Elberse's findings are more than a little surprising. The Long Tail wasn't just a pet theory; as Anderson sketched it, the phenomenon arose out of actual innovations in commerce. Take Anderson's signal example of Long Tail success, British mountain climber Joe Simpson's Andean-survival story Touching the Void. When it was released in 1988, the book saw only modest success and then essentially disappeared from stores. But a decade later, after Jon Krakauer published Into Thin Air, a mountaineering-survival hit, Simpson's book enjoyed a sudden boom. The cause was online word of mouth—recommendations for Touching the Void on Amazon's Into Thin Air page pushed people to purchase a book they'd never heard of. After it was reissued as a paperback and made into a documentary, Touching the Void's sales eclipsed those of Into Thin Air. Before the Internet, such out-of-the-blue success for a deep-in-the-tail book could never have occurred.

But according to Elberse, that sort of anecdote is the exception. The reason? We're not very adventurous. Elberse examined the rental habits of customers at Quickflix, a Netflix-like service in Australia. She found that no group of customers exhibited "a particular taste for the obscure." Sure, a small number of customers regularly rented films from deep in the catalog—but they tended to be people who watched a lot of movies generally and so had much more "capacity" for venturing into the Long Tail. And still they chose a lot of hits: The most widely traveling Quickflix customers picked only 8 percent of their rentals from the least popular of available titles and 34 percent from among blockbusters.

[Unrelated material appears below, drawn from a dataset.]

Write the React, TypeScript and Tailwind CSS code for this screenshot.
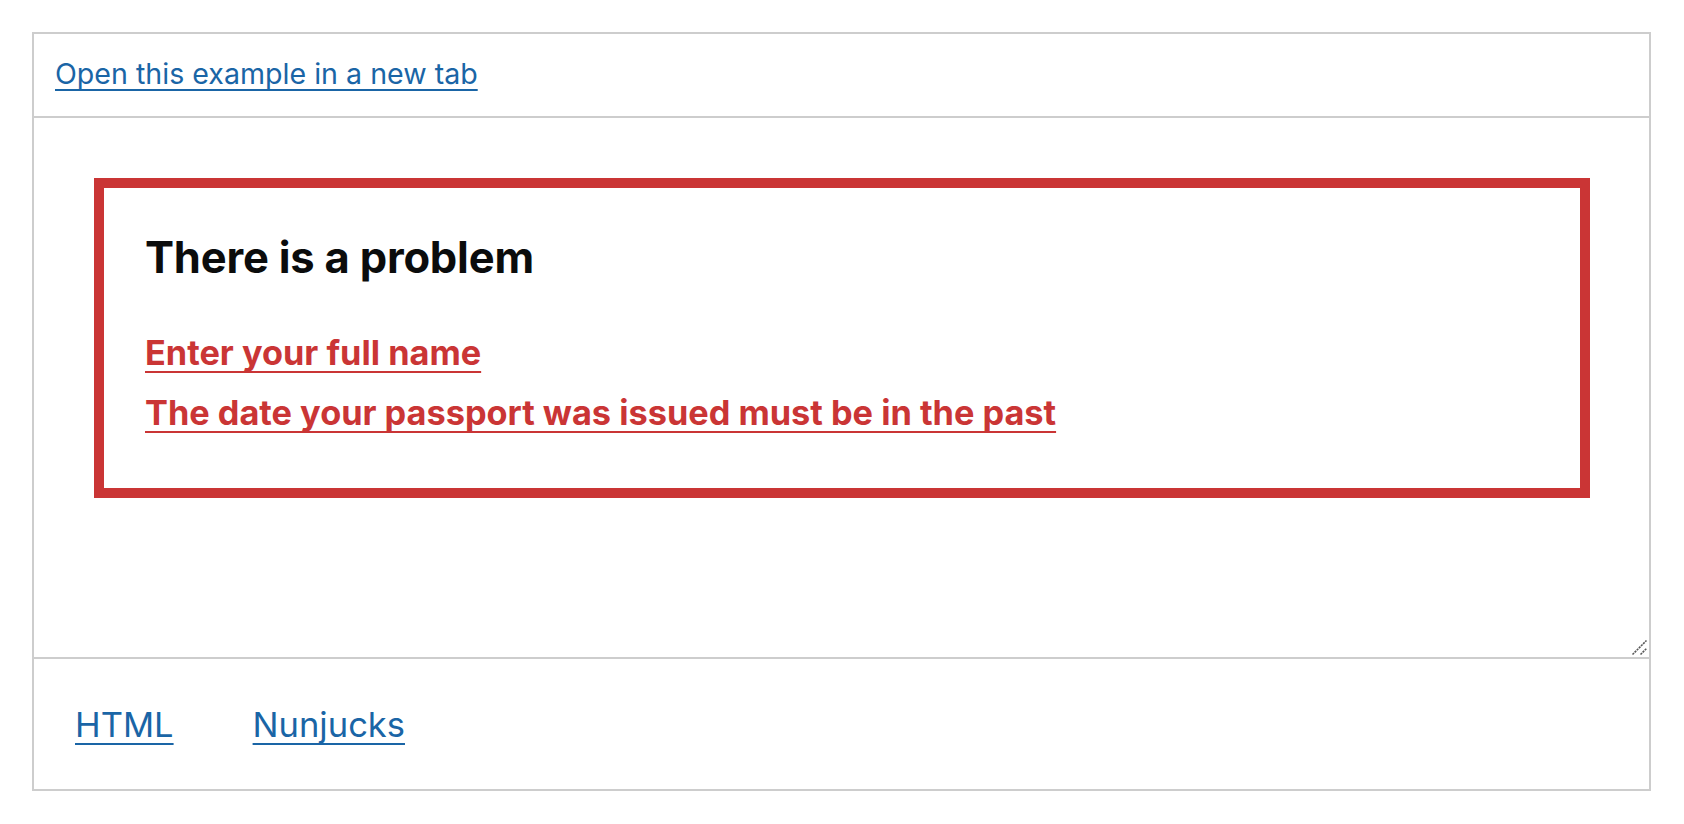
const errors = [
  { href: "#full-name", label: "Enter your full name" },
  { href: "#passport-issued", label: "The date your passport was issued must be in the past" },
];

const tabs = ["HTML", "Nunjucks"];

export default function App() {
  return (
    <div className="min-h-screen bg-white pt-[32px] pl-[32px] pr-[33px] font-['Inter',sans-serif]">
      <div className="flex flex-col border-2 border-[#cdcdcd]">
        {/* open in new tab */}
        <div className="pl-[21px] pt-[22px] pb-[24px] border-b-2 border-[#cdcdcd] text-[28.6px] leading-[36px]">
          <a
            href="#"
            className="text-[#1a65a6] underline decoration-[2px] underline-offset-[5px] [text-decoration-skip-ink:none]"
          >
            Open this example in a new tab
          </a>
        </div>

        {/* example frame */}
        <div className="relative h-[539px] p-[60px] pr-[59px]">
          <div className="border-[10px] border-[#ca3535] px-[41px] pt-[44px] pb-[55px]" role="alert">
            <h2 className="text-[43.5px] leading-[50px] font-bold text-[#0b0c0c] tracking-[-0.2px]">
              There is a problem
            </h2>
            <ul className="mt-[51px] flex flex-col gap-[20px]">
              {errors.map((item) => (
                <li key={item.href} className="text-[34.3px] leading-[40px] font-bold">
                  <a
                    href={item.href}
                    className="text-[#ca3535] underline decoration-[2px] underline-offset-[6px] [text-decoration-skip-ink:none]"
                  >
                    {item.label}
                  </a>
                </li>
              ))}
            </ul>
          </div>
          {/* resize grip */}
          <svg className="absolute right-[1px] bottom-[1px]" width="17" height="17" viewBox="0 0 17 17">
            <path d="M1.5 15.5 L15.5 1.5 M9.5 15.5 L15.5 9.5" stroke="#5a5a5a" strokeWidth="1.6" strokeDasharray="2.2 0.8" />
          </svg>
        </div>

        {/* code tabs */}
        <div className="flex flex-row gap-[79px] border-t-2 border-[#cdcdcd] pl-[41px] pt-[46px] pb-[44px] text-[34.5px] leading-[40px]">
          {tabs.map((tab) => (
            <a
              key={tab}
              href="#"
              className="text-[#1a65a6] underline decoration-[2px] underline-offset-[6px] [text-decoration-skip-ink:none]"
            >
              {tab}
            </a>
          ))}
        </div>
      </div>
    </div>
  );
}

In the 1960s, sociologist William McPhee argued that obscure cultural fare faced a further hardship in attracting an audience. McPhee said that for any product category—books, movies, songs—there are generally two kinds of customers: those who buy a lot and those who buy a little. Or, if you prefer, there are buffs, and there are boors. Boors flock to the popular stuff. The buffs, too, like what's popular, but they're more willing to try obscure fare. It would be a mistake, however, to consider buffs open-minded; if you've ever audited an undergrad film class, you understand that such people are often insufferably critical. Here's the hitch, then: The customers who are most likely to try an obscure book, movie, or song are also the most likely to pan it.

Elberse saw evidence of this phenomenon at Quickflix, where obscure titles received, on average, lower ratings than popular ones. Success stories like that of Touching the Void depend on positive online ratings, but the propensity of buffs to rate down titles in the Long Tail limits such possibilities. Maybe Touching the Void just got lucky—more often, what's in the Tail stays in the Tail.

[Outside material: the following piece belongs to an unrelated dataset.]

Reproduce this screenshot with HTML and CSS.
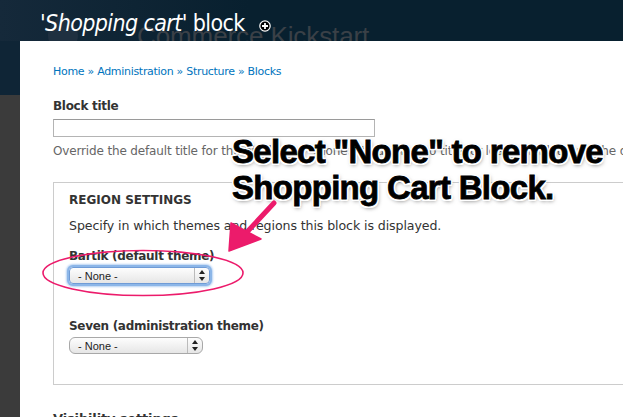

Anderson, who has worked with Elberse before, told me he's happy that his theory is receiving serious academic attention. But he dismisses most of her findings. In particular, he contends, she's picturing a much bigger "head" of the demand curve than he is. Anderson says, for example, that every song that's not available at a Wal-Mart store should qualify as a Long Tail title. Everyone agrees that sales of tracks not available at Wal-Mart account for a significant part of the music business.

There is no winning this technical debate. (Elberse calls Anderson's definitions "arbitrary.") But even if Anderson is right and Elberse is wrong, the shift from hits to niches is obviously slight—we are not entering an era devoid of blockbusters. Anderson readily concedes this and points out that he's never predicted the end of big hits. Often, though, his fans have.

It's also clear that even in this supposed age of the Long Tail, companies that favor a slow, meticulous approach and a small catalog see enormous rewards. Look at Pixar's many blockbusters (or those of its cousin Apple). Or witness the rise of Twelve, the book imprint founded by editor Jonathan Karp that's given rise to a string of best-sellers during the past year. Twelve publishes one book every month, far fewer than others in the industry; this devotion to a few titles, Karp believes, not only produces better books but also books that strike a broad chord and books that everyone wants. "It's been a truism among my colleagues that generally people want to be reading what other people are reading," Karp told me.

Considering that Anderson popularized his theory by coining a catchy phrase, there ought to be a name for Karp's model of working slowly to produce big hits. Let's call it the Big Head theory of entertainment.


1 comment:

RDC said...

I don't know if you have ever read Alvin Toffler's (I think that is how you spell his name). Future Shock is probably the most familar one.

I think what you are seeing is what he forecast in his books. People are overwhelmed by choice. A number of studies have indicated that if you give people a limited set to choose from (lets say 3-5, I don't recall the exact number) people will quickly make a decision. If you give them, lets say 15, they become overwhelmed and often cannot make a decision.

The Internet has created an mechanism where it is easy for someone to get material published (music, books, video clips, etc.) and available. However, the consumers of that product still need a mechanism to narrow that list down and make their selections. In the old days the list was narrowed for them by selections of publishers, wholesalers and retailers based upon their views of what would sell and be profitable. Today they are not providing that filtering mechanism as much as in the past. Many people still use those traditional sources as a screening mechanism because they do not have anything else to replace it with to help themselves reduce the choices to a manageable level.